**WRITTEN REQUEST:**
Identify each line below containing the string "styles" and copy it.

**DATASET SECTION:**
•••
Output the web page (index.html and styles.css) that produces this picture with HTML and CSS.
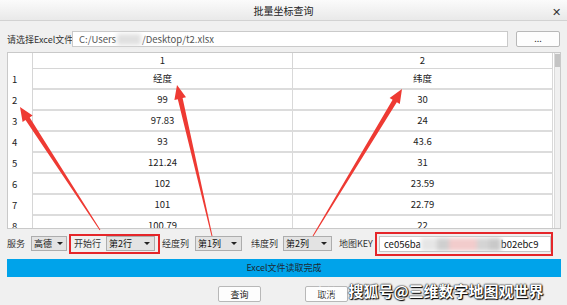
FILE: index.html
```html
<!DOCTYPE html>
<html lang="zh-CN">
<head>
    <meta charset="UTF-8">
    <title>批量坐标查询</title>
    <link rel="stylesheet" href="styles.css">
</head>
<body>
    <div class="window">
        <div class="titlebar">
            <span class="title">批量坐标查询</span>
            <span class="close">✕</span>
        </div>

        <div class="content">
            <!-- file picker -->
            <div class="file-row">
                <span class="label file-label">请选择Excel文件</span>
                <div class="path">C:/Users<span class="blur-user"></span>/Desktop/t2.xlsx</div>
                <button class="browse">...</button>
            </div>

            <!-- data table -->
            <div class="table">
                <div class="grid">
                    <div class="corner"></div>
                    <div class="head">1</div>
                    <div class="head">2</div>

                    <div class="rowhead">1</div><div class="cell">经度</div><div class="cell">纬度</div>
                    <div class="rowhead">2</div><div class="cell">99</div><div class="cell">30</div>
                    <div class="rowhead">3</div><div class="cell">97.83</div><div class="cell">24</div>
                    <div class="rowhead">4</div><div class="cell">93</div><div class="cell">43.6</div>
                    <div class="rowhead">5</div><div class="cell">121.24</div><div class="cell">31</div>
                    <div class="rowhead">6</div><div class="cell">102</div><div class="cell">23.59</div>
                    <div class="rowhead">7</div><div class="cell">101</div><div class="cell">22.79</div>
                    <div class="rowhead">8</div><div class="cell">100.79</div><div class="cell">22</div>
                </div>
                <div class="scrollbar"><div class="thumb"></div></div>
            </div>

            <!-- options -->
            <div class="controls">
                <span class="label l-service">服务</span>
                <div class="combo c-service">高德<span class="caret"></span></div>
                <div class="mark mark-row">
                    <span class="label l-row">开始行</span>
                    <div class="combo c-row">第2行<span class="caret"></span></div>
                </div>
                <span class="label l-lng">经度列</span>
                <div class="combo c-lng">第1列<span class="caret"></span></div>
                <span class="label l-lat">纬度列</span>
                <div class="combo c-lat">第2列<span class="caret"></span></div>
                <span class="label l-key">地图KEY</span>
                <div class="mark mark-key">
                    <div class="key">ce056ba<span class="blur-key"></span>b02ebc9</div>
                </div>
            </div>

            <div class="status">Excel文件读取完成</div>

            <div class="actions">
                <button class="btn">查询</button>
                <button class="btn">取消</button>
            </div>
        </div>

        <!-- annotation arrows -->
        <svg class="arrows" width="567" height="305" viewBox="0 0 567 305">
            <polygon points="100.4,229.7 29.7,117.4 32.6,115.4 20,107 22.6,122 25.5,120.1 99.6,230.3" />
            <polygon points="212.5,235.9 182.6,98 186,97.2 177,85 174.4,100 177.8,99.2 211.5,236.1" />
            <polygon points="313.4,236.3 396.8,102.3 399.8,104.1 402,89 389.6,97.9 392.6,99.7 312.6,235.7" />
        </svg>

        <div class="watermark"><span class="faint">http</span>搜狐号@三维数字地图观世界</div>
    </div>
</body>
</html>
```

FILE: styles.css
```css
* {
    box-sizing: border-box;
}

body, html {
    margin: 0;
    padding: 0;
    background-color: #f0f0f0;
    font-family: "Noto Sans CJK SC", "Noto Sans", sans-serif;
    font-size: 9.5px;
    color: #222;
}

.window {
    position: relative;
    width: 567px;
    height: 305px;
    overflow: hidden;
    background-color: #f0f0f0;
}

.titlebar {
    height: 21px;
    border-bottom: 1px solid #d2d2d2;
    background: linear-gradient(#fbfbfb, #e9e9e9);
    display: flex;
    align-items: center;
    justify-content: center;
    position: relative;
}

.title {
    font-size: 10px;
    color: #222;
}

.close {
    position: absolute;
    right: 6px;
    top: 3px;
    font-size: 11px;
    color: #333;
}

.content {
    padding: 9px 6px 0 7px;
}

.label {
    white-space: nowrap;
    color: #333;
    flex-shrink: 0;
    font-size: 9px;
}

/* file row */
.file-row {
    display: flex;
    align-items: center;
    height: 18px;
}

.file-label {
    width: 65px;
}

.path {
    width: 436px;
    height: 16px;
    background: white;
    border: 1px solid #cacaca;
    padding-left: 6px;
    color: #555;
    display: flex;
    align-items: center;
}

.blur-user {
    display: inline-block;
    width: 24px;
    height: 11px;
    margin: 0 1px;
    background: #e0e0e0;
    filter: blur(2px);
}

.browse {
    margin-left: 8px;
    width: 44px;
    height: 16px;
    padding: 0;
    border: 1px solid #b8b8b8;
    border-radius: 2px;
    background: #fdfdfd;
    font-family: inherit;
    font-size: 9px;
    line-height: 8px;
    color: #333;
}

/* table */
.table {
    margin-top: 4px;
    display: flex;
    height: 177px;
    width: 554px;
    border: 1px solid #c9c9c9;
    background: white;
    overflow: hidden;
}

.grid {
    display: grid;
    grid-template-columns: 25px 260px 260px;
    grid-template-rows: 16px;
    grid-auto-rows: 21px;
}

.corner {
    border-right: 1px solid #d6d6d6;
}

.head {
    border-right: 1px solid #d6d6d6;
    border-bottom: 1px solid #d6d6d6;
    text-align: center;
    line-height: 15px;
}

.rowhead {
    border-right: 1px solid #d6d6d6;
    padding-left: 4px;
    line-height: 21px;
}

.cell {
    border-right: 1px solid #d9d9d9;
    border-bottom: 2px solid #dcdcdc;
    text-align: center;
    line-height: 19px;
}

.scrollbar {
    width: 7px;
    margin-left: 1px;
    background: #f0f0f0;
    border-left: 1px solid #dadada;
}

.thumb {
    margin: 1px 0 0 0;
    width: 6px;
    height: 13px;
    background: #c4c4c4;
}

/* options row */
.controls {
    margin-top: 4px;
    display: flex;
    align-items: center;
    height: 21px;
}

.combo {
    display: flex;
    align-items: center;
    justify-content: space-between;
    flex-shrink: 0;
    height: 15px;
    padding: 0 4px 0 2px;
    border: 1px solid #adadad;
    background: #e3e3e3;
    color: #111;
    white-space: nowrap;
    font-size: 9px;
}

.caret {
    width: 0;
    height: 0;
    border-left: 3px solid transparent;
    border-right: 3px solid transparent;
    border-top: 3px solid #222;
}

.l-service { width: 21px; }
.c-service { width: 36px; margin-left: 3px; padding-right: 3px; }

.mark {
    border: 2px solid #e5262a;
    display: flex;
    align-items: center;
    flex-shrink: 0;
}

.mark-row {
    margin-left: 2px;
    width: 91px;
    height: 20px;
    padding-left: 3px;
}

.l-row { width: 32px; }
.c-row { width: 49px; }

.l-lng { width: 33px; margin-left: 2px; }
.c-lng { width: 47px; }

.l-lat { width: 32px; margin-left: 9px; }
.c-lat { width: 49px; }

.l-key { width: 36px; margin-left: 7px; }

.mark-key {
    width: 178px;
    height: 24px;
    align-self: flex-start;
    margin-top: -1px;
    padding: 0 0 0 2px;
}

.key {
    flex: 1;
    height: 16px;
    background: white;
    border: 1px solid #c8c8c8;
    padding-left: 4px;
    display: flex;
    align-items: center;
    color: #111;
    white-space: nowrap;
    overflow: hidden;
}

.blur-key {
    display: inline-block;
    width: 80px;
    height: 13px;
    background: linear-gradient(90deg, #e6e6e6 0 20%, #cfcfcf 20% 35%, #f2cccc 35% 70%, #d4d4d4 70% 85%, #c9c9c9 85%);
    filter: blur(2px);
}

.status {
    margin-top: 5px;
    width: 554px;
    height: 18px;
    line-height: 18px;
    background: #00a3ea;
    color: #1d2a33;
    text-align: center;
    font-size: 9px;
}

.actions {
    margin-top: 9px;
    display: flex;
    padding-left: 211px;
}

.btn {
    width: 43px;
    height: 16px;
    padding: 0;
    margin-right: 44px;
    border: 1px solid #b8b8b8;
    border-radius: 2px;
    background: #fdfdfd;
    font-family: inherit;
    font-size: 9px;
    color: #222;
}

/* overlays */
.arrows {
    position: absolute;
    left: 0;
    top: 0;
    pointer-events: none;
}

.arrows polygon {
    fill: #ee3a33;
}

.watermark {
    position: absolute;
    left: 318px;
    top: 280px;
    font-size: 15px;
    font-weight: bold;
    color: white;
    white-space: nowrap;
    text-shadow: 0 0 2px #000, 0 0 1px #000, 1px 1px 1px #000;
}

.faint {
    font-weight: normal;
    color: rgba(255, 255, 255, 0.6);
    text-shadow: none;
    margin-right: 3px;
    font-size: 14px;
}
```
•••
**FULL ANSWER:**
Output the web page (index.html and styles.css) that produces this picture with HTML and CSS.
    <link rel="stylesheet" href="styles.css">
FILE: styles.css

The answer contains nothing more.